Atlanta, Georgia. In a nationally televised speech from what would normally be a group receptive to Donald Trump, the American President used the occasion to use a free pass on reality and insulted a US Senator with a racist nickname while cementing his credentials as crazy in American political circles.
Trump addressed the powerful National Rifle Association, the country’s leading gun lobby group which endorsed his candidacy and donated millions to his campaign. He was the first sitting president to address the NRA since fellow Republican Ronald Reagan did so in 1983.
Mr Trump used the speech yesterday to revisit some of his election campaign themes, including his vow to build a border wall with Mexico, dismissing a Democratic senator with a racist slur as Pocahontas, and perhaps unsurprisingly, resurrecting his unexpected election victory in November over Hillary Clinton, a woman he believes is mentally handicapped.
Trump reiterated his support for the second amendment. “We have news that you’ve been waiting for for a long time,” he told the 80,000 crowd. “The eight-year assault on your Second Amendment freedoms has come to a crashing end. You have a true friend and champion in the White House.” The implication being US gun laws will be relaxed, something that has not happened, like a lot of things Trump promised in Election 2016.
In moves that will be remembered decades from now, Trump then brought up the name of US Senator Elizabeth Warren of Massachusetts and used a racist nickname he had adopted for her last year. “It may be Pochahontas, and she is not big on the NRA,” Trump said of Ms Warren, who had once said she had some Native American ancestry.
President Trump appeared to have little time for partisan disputes on Friday.
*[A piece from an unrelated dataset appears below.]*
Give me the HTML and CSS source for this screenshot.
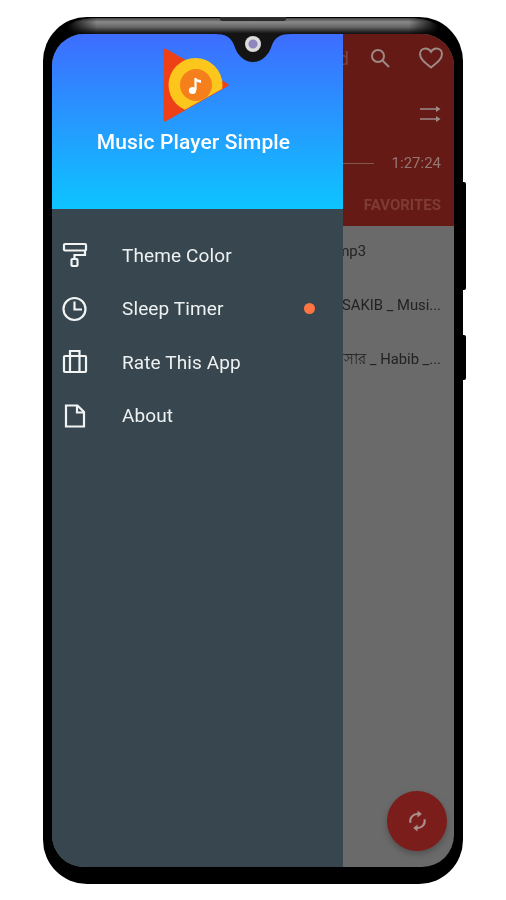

Glossing over the failures of his first 100 days in office, including a failed attempt to repeal Obamacare, and federal stays on several of his executive orders, his promises for better Russian-US relations, US exit from NATO, withdrawl of US forces globally, and leaving the UN. Trump simply returned to the sweeping promises characteristic of his campaign.
Topping the list was the US-Mexico border wall, which Mr Trump insisted would still be built. “We need a wall. We’ll build the wall,” Mr Trump said. “Don’t even think about it. Don’t even think about it.”
Continuing his drift into unstable waters, Mr Trump returned to a favourite talking point from the election: Islamic terrorism. On the campaign trail, Mr Trump called for a “a total and complete shutdown on all Muslims entering the United States,” claiming it would increase national security.Trump continued to rail against policies that “allow radical Islamic terrorists to enter right through our front door” in his speech to the NRA. “That’s not going to happen anymore,” Mr Trump promised.
The speech ended with no mention of an impending nuclear war with North Korea, his missile attack upon Syria or the complete destruction of US-Russian relations since his assumption of power, he instead focused on how great his election victory last November was.